__PROBLEM REQUIREMENTS__. Extract the lines of the material below, beginning with the first and ending with the line that holds "import React from". Skip every picture.

__DATA LINES__.
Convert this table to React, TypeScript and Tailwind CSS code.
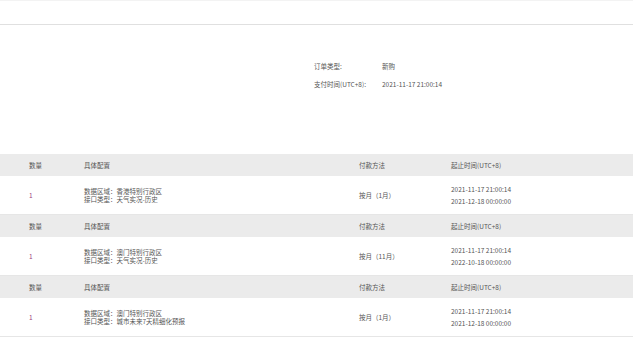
import React from "react";

const rows = [
  { region: "香港特别行政区", type: "天气实况-历史", pay: "按月（1月）", start: "2021-11-17 21:00:14", end: "2021-12-18 00:00:00" },
  { region: "澳门特别行政区", type: "天气实况-历史", pay: "按月（11月）", start: "2021-11-17 21:00:14", end: "2022-10-18 00:00:00" },
  { region: "澳门特别行政区", type: "城市未来7天精细化预报", pay: "按月（1月）", start: "2021-11-17 21:00:14", end: "2021-12-18 00:00:00" },
];

export default function App() {
  return (
    <div
      className="w-[633px] h-[339px] overflow-hidden bg-white text-[#555] text-[6.5px] leading-[8px]"
      style={{ fontFamily: '"Noto Sans CJK SC", "Noto Sans", sans-serif' }}
    >
      <div className="h-[1px] bg-[#f3f3f3]" />
      <div className="h-[23px]" />
      <div className="h-[1px] bg-[#e0e0e0]" />
      <div className="pl-[314px] pt-[37px] flex flex-col gap-[10px] h-[129px]">
        <div className="flex">
          <span className="w-[68px]">订单类型:</span>
          <span>新购</span>
        </div>
        <div className="flex">
          <span className="w-[68px]">支付时间(UTC+8):</span>
          <span>2021-11-17 21:00:14</span>
        </div>
      </div>
      {rows.map((r, i) => (
        <div key={i}>
          <div className="grid grid-cols-[84px_275px_92px_1fr] items-center h-[22px] bg-[#ebebeb]">
            <div className="pl-[29px]">数量</div>
            <div>具体配置</div>
            <div>付款方法</div>
            <div>起止时间(UTC+8)</div>
          </div>
          <div className="grid grid-cols-[84px_275px_92px_1fr] items-center h-[39px] border-b border-[#e6e6e6]">
            <div className="pl-[29px] text-[#a0407e]">1</div>
            <div className="flex flex-col">
              <span>数据区域：{r.region}</span>
              <span>接口类型：{r.type}</span>
            </div>
            <div>{r.pay}</div>
            <div className="flex flex-col gap-[4px]">
              <span>{r.start}</span>
              <span>{r.end}</span>
            </div>
          </div>
        </div>
      ))}
    </div>
  );
}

__OUTPUT OF THE TASK__.
Convert this table to React, TypeScript and Tailwind CSS code.
import React from "react";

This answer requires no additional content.